Module falas

Types

Contig = ref object
  sequence*: string            ## the assembled sequence
  support*: seq[uint32]        ## number of reads covering each base in the contig.
  nreads*: int                 ## number of reads that contributed to this contig.
  start*: int
  reads*: seq[string]
  names*: seq[string] ## names are used to track fragments. it is recommended to send only
                    ## primary alignments (not supplementary).

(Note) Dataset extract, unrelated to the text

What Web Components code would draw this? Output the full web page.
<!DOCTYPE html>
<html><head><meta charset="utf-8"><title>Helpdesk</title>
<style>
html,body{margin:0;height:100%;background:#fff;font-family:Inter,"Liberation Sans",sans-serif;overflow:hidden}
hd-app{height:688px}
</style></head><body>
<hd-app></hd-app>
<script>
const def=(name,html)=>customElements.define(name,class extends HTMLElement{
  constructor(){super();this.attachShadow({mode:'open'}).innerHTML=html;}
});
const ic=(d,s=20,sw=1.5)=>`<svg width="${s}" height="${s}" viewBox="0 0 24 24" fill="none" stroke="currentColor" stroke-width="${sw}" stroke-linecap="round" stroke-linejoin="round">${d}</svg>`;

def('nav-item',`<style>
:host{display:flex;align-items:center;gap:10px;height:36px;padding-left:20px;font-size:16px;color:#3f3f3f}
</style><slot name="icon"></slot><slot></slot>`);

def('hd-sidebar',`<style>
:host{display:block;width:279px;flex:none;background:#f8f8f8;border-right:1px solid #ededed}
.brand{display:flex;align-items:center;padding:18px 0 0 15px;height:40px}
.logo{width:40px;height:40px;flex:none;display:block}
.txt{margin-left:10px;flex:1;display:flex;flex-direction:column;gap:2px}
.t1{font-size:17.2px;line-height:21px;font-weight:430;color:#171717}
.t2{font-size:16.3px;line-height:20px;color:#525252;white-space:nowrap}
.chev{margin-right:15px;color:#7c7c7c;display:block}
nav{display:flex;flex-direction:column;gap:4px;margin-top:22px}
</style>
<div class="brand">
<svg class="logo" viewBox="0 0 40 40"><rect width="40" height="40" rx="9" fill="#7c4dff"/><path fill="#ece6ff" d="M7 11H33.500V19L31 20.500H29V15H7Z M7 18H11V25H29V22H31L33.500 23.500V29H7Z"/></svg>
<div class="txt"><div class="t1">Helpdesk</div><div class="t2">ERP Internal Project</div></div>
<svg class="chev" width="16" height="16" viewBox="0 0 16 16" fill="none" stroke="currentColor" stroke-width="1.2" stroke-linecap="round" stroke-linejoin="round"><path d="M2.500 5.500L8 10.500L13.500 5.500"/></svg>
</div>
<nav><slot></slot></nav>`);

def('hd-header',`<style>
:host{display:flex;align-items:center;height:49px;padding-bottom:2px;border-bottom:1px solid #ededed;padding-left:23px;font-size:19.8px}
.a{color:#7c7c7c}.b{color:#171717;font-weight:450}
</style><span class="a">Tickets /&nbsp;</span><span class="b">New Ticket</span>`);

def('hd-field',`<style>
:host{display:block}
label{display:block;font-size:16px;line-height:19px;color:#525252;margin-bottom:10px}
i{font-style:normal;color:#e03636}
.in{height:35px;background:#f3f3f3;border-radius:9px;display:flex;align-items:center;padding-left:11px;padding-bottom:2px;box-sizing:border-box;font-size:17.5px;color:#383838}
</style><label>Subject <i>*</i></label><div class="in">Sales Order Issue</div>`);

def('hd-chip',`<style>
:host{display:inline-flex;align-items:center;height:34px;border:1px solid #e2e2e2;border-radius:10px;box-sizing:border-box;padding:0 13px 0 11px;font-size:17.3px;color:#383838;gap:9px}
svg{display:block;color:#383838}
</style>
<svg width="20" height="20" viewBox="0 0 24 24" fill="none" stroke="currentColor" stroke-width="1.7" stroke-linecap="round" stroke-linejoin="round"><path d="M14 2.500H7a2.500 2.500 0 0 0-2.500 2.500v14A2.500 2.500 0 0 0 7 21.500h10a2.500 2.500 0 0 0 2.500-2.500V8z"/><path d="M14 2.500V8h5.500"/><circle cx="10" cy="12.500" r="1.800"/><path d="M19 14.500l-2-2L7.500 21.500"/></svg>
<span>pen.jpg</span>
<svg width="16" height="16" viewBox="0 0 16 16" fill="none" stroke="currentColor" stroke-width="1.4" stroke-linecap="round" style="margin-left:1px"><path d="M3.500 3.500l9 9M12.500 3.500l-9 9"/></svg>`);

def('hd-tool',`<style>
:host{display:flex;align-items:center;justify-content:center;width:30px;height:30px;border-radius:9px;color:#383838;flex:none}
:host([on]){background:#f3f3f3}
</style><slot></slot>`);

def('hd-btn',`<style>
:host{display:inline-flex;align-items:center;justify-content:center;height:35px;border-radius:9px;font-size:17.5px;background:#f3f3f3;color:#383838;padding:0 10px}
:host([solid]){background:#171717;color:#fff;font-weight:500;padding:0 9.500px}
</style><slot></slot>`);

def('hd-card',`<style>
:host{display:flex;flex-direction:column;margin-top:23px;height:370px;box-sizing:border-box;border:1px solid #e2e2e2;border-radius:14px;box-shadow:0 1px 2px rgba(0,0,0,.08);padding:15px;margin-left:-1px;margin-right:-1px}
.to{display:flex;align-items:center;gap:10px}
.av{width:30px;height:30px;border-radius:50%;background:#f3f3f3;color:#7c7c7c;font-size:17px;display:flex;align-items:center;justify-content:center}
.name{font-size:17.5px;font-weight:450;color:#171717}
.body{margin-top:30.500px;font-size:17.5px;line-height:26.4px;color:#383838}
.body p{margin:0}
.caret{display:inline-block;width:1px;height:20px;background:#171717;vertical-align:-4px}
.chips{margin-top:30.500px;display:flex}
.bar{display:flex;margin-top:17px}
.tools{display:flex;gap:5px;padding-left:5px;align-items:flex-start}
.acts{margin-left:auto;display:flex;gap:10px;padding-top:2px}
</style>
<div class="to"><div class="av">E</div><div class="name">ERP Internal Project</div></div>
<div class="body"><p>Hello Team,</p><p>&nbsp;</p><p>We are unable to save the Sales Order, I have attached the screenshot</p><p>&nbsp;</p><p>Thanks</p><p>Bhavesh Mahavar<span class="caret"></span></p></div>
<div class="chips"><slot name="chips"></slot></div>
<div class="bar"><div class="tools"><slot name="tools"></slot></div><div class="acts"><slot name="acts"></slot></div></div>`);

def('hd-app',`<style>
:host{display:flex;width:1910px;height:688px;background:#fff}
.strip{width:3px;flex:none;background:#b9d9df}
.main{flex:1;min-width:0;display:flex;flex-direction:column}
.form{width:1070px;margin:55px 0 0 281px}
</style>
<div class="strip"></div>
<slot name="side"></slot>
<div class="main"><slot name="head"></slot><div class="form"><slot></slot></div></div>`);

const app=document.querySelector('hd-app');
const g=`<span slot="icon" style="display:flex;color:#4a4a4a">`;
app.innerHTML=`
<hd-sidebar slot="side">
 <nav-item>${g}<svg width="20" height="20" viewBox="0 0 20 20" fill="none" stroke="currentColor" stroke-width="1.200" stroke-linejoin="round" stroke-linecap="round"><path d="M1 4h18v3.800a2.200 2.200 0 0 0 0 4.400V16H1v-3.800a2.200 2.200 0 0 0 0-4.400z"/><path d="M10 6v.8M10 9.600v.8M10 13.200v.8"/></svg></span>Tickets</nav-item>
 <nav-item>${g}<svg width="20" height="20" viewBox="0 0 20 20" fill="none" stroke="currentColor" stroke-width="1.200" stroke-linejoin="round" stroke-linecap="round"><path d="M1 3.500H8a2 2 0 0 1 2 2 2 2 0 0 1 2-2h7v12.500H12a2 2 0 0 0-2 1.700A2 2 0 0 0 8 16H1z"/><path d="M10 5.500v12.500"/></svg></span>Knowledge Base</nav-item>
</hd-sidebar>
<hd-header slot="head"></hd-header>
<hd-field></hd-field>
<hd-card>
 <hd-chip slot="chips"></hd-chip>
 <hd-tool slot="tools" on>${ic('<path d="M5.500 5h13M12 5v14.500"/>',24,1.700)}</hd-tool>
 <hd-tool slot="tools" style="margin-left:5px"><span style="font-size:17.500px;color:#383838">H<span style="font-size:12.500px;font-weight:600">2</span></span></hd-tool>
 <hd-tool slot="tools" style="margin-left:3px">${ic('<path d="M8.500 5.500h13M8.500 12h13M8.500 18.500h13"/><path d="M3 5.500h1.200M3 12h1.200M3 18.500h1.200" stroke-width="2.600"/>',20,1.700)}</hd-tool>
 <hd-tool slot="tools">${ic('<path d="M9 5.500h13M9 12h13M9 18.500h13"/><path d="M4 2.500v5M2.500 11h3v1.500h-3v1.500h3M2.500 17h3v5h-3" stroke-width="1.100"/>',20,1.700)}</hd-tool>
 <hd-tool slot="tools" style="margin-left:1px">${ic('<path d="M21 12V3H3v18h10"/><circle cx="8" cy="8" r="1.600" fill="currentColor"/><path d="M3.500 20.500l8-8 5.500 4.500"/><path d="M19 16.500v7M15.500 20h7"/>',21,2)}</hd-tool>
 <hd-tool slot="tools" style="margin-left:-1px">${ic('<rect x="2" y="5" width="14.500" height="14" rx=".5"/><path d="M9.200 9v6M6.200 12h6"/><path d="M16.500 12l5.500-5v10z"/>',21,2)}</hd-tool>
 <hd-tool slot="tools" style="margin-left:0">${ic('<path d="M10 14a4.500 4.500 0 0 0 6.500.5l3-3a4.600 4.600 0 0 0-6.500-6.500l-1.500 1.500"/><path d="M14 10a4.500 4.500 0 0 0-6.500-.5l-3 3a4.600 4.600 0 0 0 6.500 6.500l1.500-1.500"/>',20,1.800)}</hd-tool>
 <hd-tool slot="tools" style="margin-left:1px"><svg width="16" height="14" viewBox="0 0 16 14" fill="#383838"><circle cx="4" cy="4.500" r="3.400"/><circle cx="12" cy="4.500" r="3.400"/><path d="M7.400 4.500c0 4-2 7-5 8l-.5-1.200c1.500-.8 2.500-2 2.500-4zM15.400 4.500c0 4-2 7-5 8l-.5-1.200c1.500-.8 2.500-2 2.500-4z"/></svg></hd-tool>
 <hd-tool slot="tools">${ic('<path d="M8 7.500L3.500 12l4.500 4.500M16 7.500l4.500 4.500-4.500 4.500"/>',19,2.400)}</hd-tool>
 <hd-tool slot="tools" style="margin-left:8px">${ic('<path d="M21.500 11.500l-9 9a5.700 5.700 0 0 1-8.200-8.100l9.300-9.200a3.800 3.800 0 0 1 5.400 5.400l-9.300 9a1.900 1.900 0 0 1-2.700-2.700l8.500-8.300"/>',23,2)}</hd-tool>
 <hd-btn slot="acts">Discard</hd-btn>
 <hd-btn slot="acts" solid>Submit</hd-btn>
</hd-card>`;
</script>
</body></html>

The user is responsible for sending
                    ## names that assure fragment-specificity (this should be a pretty minimal burden).
  
a contig is a collection of sequences that have been merged. the base_count indicates the number of reads supporting the contig at each base.
resolvable_mismatch_fn = proc (qsup: uint32; tsup: uint32; qreads: int; treads: int): bool

Vars

Version = falasVersion

Consts

unaligned = -9223372036854775808

Procs

proc `$`(c: Contig): string {...}{.raises: [], tags: [].}
string representation of a contig.
proc fastq(c: Contig; name: string): string {...}{.raises: [], tags: [].}
a fastq-representation of a contig with the base-qualities indicating the amount of support for each base (+33)
proc aligned(ma: Match): bool {...}{.inline, raises: [], tags: [].}
indicates whether a match is aligned.
proc len(c: Contig): int {...}{.inline, raises: [], tags: [].}
proc `[]`(c: Contig; i: int): char {...}{.inline, raises: [], tags: [].}
proc trim(c: var Contig; min_support: int = 2) {...}{.raises: [], tags: [].}
trim bases in a contig that do not have at least min_support
proc slide_align(q: Contig; t: var Contig; min_overlap: float64 = 0.7;
                max_mismatch: int = 0;
                resolved: resolvable_mismatch_fn = resolvable_mismatch): Match {...}{.
    raises: [], tags: [].}

align (q)uery to (t)arget requiring a number of bases of overlap and fewer than the specified mismatches. If unaligned, the constant unaligned is returned. a negative value indicates that the query extends the target to the left. a positive value indicates the start position of the query into the reference

default rule is to resolv a mismatch in q if qsupport < 3 and tsupport > 5 * qsupport

proc insert(t: var Contig; q: var Contig; m: var Match) {...}{.raises: [], tags: [].}
insert a contig and perform error correction for sites that were calculated during the matching.
proc insert(contigs: var seq[Contig]; q: var Contig; min_overlap: float64 = 0.8;
           max_mismatch: int = 0) {...}{.raises: [], tags: [].}
proc insert(contigs: var seq[Contig]; q: string; start: int; name: string = "";
           min_overlap: float64 = 0.8; max_mismatch: int = 0) {...}{.raises: [], tags: [].}
proc defrag(contigs: var seq[Contig]; min_overlap_bases: int = 10): seq[Contig] {...}{.
    raises: [], tags: [].}
merge contigs using frament information provided in the names attribute. Still requires min_overlap_bases of overlap which can be a much smaller number than we require for regular insertion since we know they are from the same fragment.
proc combine(contigs: var seq[Contig]; max_mismatch: int = 0; min_support: int = 3;
            min_overlap: float64 = 0.8; again: bool = true): seq[Contig] {...}{.raises: [],
    tags: [].}
merge contigs. note that this modifies the contigs in-place. again is only internal and should not be changed by the user.